I hate them, so many of my sites are awash in a huge number of these things at some of my older parks and many of those sites have a huge amount of good high tone targets I want to dig so a blanket of these things at different depths really slows me down.
Using concentric coils they are fairly easy to spot, the numbers aren't usually coin numbers at all and usually jumpy.
When I switch to a DD coil that changes and the numbers come way closer if not right on dime and quarter numbers a lot...even into some pretty solid 90's numbers from time to time.

I have divided these up into a few categories because this is the different kinds of behavior I have seen and this is how I deal with each of them.
Always looking for a fast and efficient way to recognize them and avoid digging them with no "what if" feelings in the back of my mind and these techniques seems to be working for me pretty well so far.

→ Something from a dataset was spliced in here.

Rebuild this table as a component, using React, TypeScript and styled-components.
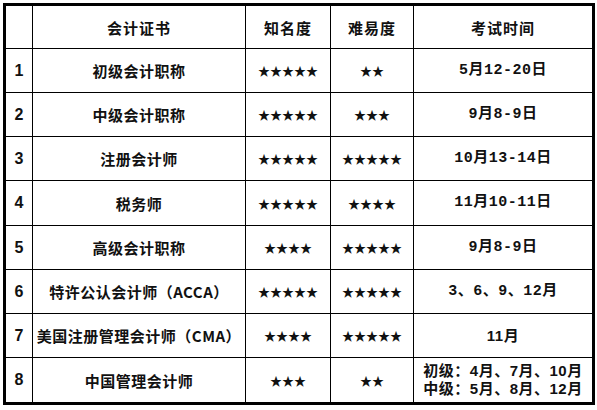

These things are made of different materials depending on age and manufacturer, and exactly how they are laying in the ground seems to affect the way our detectors see them and behave.


1. The jumpy ones...These might come in at all numbers from the 60's to the 90's and even mimic coin number areas but no matter how I move the coil over them they jump in the numbers more than 2 or 3 and even sections a lot of the time.
Raising the coil over them while swinging will usually show a dramatic number drop also, and "rimming" the target running the edge of the coil over them, any edge but I use the front, you will see a big drop in the numbers and sometimes even down to iron just about every time.


2. Stable ones...Sometimes the numbers are pretty right on where coins fall, the numbers don't hardly jump at all which is the case with most coins.
I don't do that coil raising thing much in any of these situations because that rimming thing usually is faster for me.
On these types a few quick swipes with the rim of the coil and a number drop and I just move on confident I have not left a good target in the ground.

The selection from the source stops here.